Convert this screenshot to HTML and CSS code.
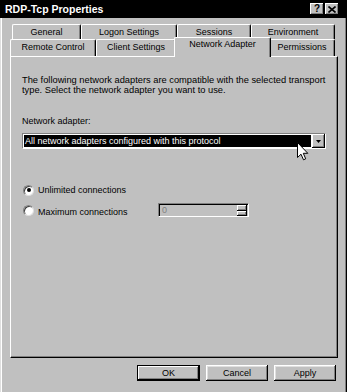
FILE: index.html
```html
<!DOCTYPE html>
<html>
<head>
<meta charset="utf-8">
<link rel="stylesheet" href="styles.css">
</head>
<body>
<div class="window">
  <div class="titlebar">
    <span class="title">RDP-Tcp Properties</span>
    <span class="tbtn help">?</span>
    <span class="tbtn close"><svg width="8" height="7" viewBox="0 0 8 7"><path d="M0.5 0.5 L7.5 6.5 M7.5 0.5 L0.5 6.5" stroke="#000" stroke-width="1.6"/></svg></span>
  </div>
  <div class="frame">
    <div class="tabs">
      <div class="tabrow back">
        <div class="tab t-general">General</div>
        <div class="tab t-logon">Logon Settings</div>
        <div class="tab t-sessions">Sessions</div>
        <div class="tab t-env">Environment</div>
      </div>
      <div class="tabrow front">
        <div class="tab t-remote">Remote Control</div>
        <div class="tab t-client">Client Settings</div>
        <div class="tab t-network active">Network Adapter</div>
        <div class="tab t-perm">Permissions</div>
      </div>
    </div>
    <div class="panel">
      <p class="desc">The following network adapters are compatible with the selected transport<br>type. Select the network adapter you want to use.</p>
      <div class="label">Network adapter:</div>
      <div class="combo">
        <div class="combo-field">All network adapters configured with this protocol</div>
        <div class="combo-btn"><svg width="5" height="3" viewBox="0 0 5 3"><path d="M0 0 H5 L2.5 3 Z" fill="#000"/></svg></div>
      </div>
      <div class="radios">
        <div class="radio-row">
          <span class="radio checked"></span>
          <span class="rlabel">Unlimited connections</span>
        </div>
        <div class="radio-row">
          <span class="radio"></span>
          <span class="rlabel low">Maximum connections</span>
          <div class="spin">
            <span class="spin-val">0</span>
            <span class="spin-btns">
              <span class="sbtn"></span>
              <span class="sbtn"></span>
            </span>
          </div>
        </div>
      </div>
    </div>
    <div class="buttons">
      <div class="btn default">OK</div>
      <div class="btn">Cancel</div>
      <div class="btn">Apply</div>
    </div>
  </div>
  <svg class="cursor" width="12" height="19" viewBox="0 0 12 19"><path d="M0.5 0.5 L0.5 15.5 L4 12.2 L6.5 17.8 L8.7 16.8 L6.3 11.3 L10.8 11.3 Z" fill="#fff" stroke="#000" stroke-width="1"/></svg>
</div>
</body>
</html>
```

FILE: styles.css
```css
* { box-sizing: border-box; }
html, body { margin: 0; padding: 0; }
body {
  width: 347px;
  height: 392px;
  overflow: hidden;
  background: #c0c0c0;
  font-family: "Liberation Sans", Arial, sans-serif;
  font-size: 9px;
  color: #000;
}
.window {
  position: relative;
  width: 347px;
  height: 392px;
  display: flex;
  flex-direction: column;
  background: #c0c0c0;
}
.titlebar {
  height: 18px;
  flex: none;
  background: #000;
  display: flex;
  align-items: center;
  padding: 0 8px 0 5px;
  gap: 1px;
}
.title {
  flex: 1;
  color: #fff;
  font-weight: bold;
  font-size: 10.5px;
  line-height: 12px;
}
.tbtn {
  width: 14px;
  height: 12px;
  background: #c0c0c0;
  box-shadow: inset -1px -1px #000, inset 1px 1px #fff, inset -2px -2px #808080;
  display: flex;
  align-items: center;
  justify-content: center;
  font-weight: bold;
  font-size: 10px;
  line-height: 10px;
}
.frame {
  flex: 1;
  display: flex;
  flex-direction: column;
  padding: 6px 9px 0 10px;
  box-shadow: inset 1px 0 #dfdfdf, inset 2px 0 #fff, inset -1px 0 #000, inset -2px 0 #808080;
}
.tabs {
  height: 32px;
  flex: none;
  display: flex;
  flex-direction: column;
}
.tabrow { display: flex; }
.tabrow.back { height: 15px; padding-left: 2px; }
.tabrow.front { height: 17px; }
.tab {
  flex: none;
  height: 100%;
  background: #c0c0c0;
  border-top: 1px solid #fff;
  border-left: 1px solid #fff;
  border-right: 1px solid #000;
  border-radius: 2px 2px 0 0;
  box-shadow: inset -1px 0 #808080;
  text-align: center;
  padding-top: 2px;
  line-height: 10px;
  white-space: nowrap;
}
.t-general { width: 69px; }
.t-logon { width: 96px; }
.t-sessions { width: 74px; }
.t-env { width: 84px; }
.t-remote { width: 86px; }
.t-client { width: 80px; }
.t-network { width: 93px; }
.t-perm { width: 66px; }
.tab.active {
  position: relative;
  z-index: 2;
  width: 97px;
  height: 20px;
  margin: -2px -2px 0 -2px;
  padding-top: 1px;
}
.panel {
  height: 302px;
  flex: none;
  border: 1px solid;
  border-color: #fff #000 #000 #fff;
  box-shadow: inset -1px -1px #808080;
  padding: 18px 0 0 11px;
}
.desc {
  margin: 0;
  font-size: 9.3px;
  line-height: 10px;
  white-space: nowrap;
}
.label {
  margin-top: 21px;
  line-height: 10px;
}
.combo {
  margin-top: 7px;
  width: 304px;
  height: 16px;
  display: flex;
  border: 1px solid;
  border-color: #808080 #fff #fff #808080;
}
.combo-field {
  flex: 1;
  background: #000;
  color: #fff;
  border: 1px solid #fff;
  padding: 1px 0 0 1px;
  line-height: 10px;
  white-space: nowrap;
  overflow: hidden;
}
.combo-btn {
  width: 13px;
  flex: none;
  background: #c0c0c0;
  box-shadow: inset -1px -1px #000, inset 1px 1px #fff, inset -2px -2px #808080;
  display: flex;
  align-items: center;
  justify-content: center;
}
.radios {
  margin-top: 34px;
  display: flex;
  flex-direction: column;
  gap: 6px;
}
.radio-row {
  display: grid;
  grid-template-columns: 16px 120px auto;
  height: 14px;
  align-items: center;
}
.radio {
  width: 11px;
  height: 11px;
  margin-left: 1px;
  border-radius: 50%;
  background: #fff;
  border: 1px solid;
  border-color: #808080 #dfdfdf #dfdfdf #808080;
  box-shadow: inset 1px 1px #404040;
  display: flex;
  align-items: center;
  justify-content: center;
}
.radio.checked::after {
  content: "";
  width: 4px;
  height: 4px;
  border-radius: 50%;
  background: #000;
}
.rlabel {
  line-height: 10px;
  white-space: nowrap;
}
.rlabel.low { align-self: end; }
.spin {
  width: 91px;
  height: 14px;
  display: flex;
  border: 1px solid;
  border-color: #808080 #fff #fff #808080;
  box-shadow: inset 1px 1px #000;
  background: #c0c0c0;
}
.spin-val {
  flex: 1;
  color: #808080;
  padding: 1px 0 0 3px;
  line-height: 11px;
}
.spin-btns {
  width: 10px;
  flex: none;
  margin: 1px 1px 0 0;
  display: flex;
  flex-direction: column;
}
.sbtn {
  height: 6px;
  background: #c0c0c0;
  box-shadow: inset -1px -1px #000, inset 1px 1px #fff, inset -2px -2px #808080;
}
.buttons {
  display: flex;
  justify-content: flex-end;
  gap: 6px;
  margin-top: 7px;
  padding-right: 2px;
}
.btn {
  width: 62px;
  height: 16px;
  background: #c0c0c0;
  box-shadow: inset -1px -1px #000, inset 1px 1px #fff, inset -2px -2px #808080, inset 2px 2px #dfdfdf;
  text-align: center;
  line-height: 16px;
}
.btn.default {
  width: 63px;
  box-shadow: inset 0 0 0 1px #000, inset -2px -2px #000, inset 2px 2px #fff, inset -3px -3px #808080;
}
.cursor {
  position: absolute;
  left: 297px;
  top: 142px;
}
```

◆ ◆ ◆ ◆ ◆ ◆ ◆

Required work => In the listing above, locate each line with "this" and copy it.

Problem solution =>
Convert this screenshot to HTML and CSS code.
        <div class="combo-field">All network adapters configured with this protocol</div>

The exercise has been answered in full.